Step 3: Strengthen the oil/water interface and slow down the rate of coalescence using thickeners and stabilizers
Thicken and stabilise your formula by adding 0.3% xanthan gum (and/or 0.3% carbomer), together with 2% or more cetearyl alcohol. (If you click on the ingredient names you will be taken to some articles about these two essential ingredients.

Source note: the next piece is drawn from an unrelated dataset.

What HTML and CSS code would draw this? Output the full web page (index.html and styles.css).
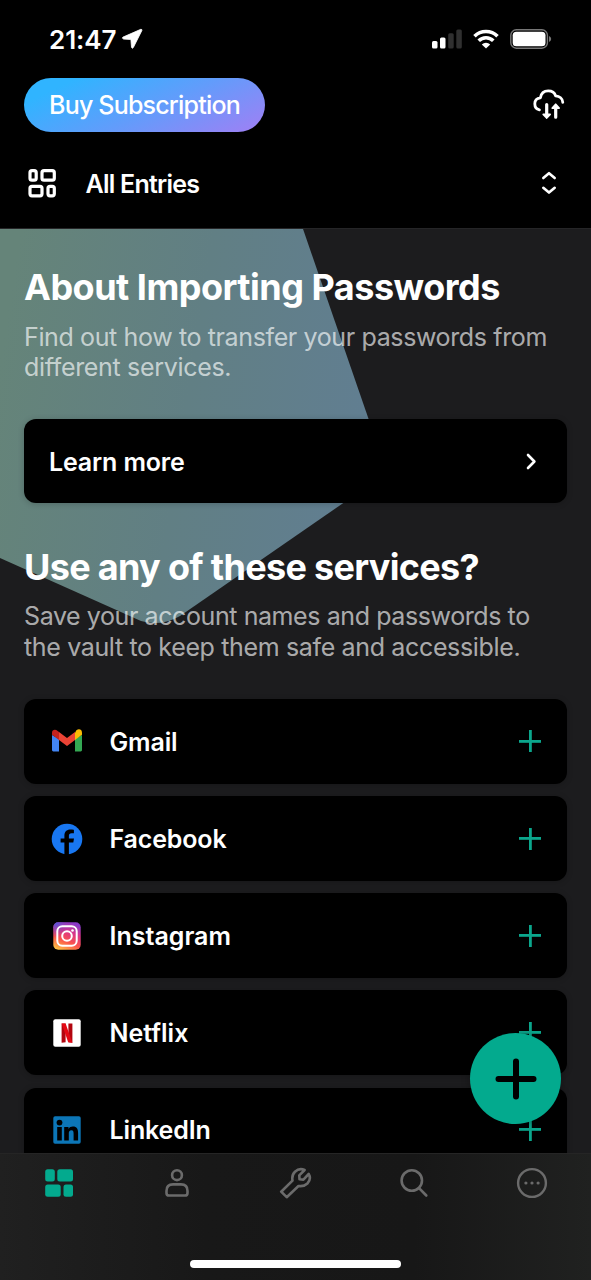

Step 4: Use high shear mixing at the right temperature
For a stable emulsion, the oil droplets should be small and uniform as possible. The higher the mechanical energy used during the manufacturing process, the smaller and more even the droplet size. The high shear Silverson homogenizer is ideal for this application, however, a more economical option for the homecrafter is an ordinary stick blender. This high shear mixing usually commences when the water and oil phases are combined at around 167°F/75°C.
Step 5: Other important considerations
Some preservatives which are surface active, such as caprylyl glycol, ethylhexylglycerin, pentylene glycol can affect stability. pH can also impact stability, for example, some emulsifiers are sensitive to a pH lower than 5. Electrolytes, such as aloe vera, green tea, sodium lactate, magnesium “oil”, can also have a negative impact.
Undoubtedly, every formulator has experienced unstable emulsions. Emulsion stability is influenced by many factors including emulsifier type, concentration, thickeners/stabilizers and method of preparation.
Our natural lotion and cream tutorial provides key steps on creating an emulsion as well as formulas.
Stability testing ensures that our product meets the intended physical, chemical quality standards as well as functionality and aesthetics when stored under appropriate conditions.